The second issue is the agrarian crisis, ironical in a state that is known the world over for the Green Revolution that did wonders to the self-confidence of a country that was living from ship to ship of PL480 gift wheat from the US.
The soil which has seen extensive deployment of pesticides is overused. The quality of water is unfit for consumption in nearly 24 per cent of the area and is marginally fit for human and crop consumption in 22 per cent. Water-sharing disputes with other states have exacerbated the crisis.

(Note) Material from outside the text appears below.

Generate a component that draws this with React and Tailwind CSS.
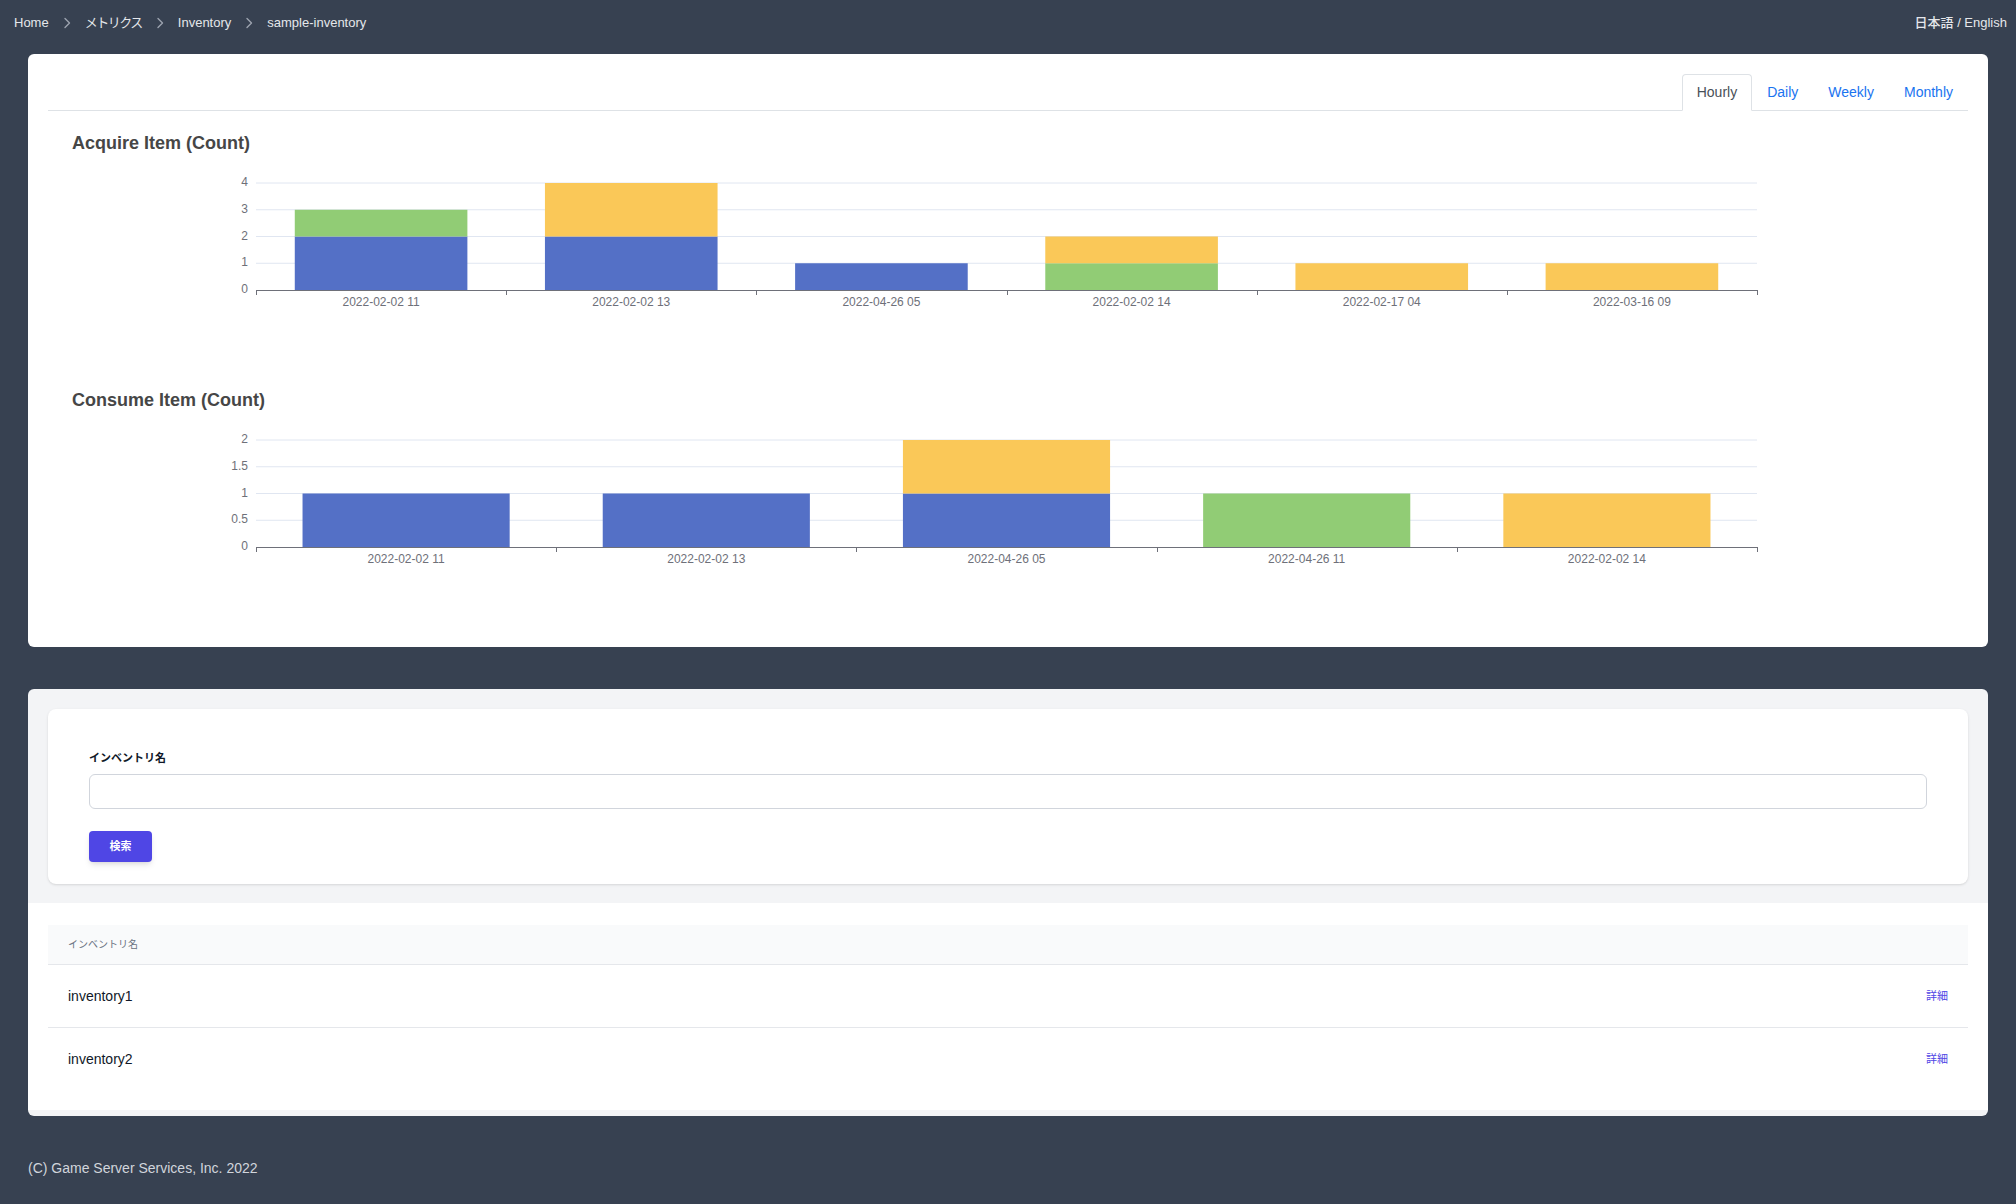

Punjab, however, continues to contribute heavily to the Central pool for wheat and rice.
Over-mechanisation and over-capitalisation of ever smaller holdings add to the burden of high cost of inputs, uncertainties of weather and failure of crops. The grip of commission agents (arhtiyas) on Punjab’s farmers is still very strong. These factors have contributed to the indebtedness of the small farmer, leading to suicides.
The third challenge is that of drugs, dangerous not only because of its implications for our present but also for our future — it can destroy the flower of the next generation, besides its destructive impact on the socio-economic fabric of families. The irony is that Punjab is not a producer of plant-based natural substances like opium or cannabis and their derivatives and does not manufacture the precursor chemicals which are processed into synthetic and psychotropic drugs. The demand in Punjab is met from outside the state through a supply network controlled by local, interstate and international criminal gangs. Once again, as during the time of Guru Nanak when invaders came from across the passes, the threat to a large extent comes from the Golden Crescent of the drug lands across the border.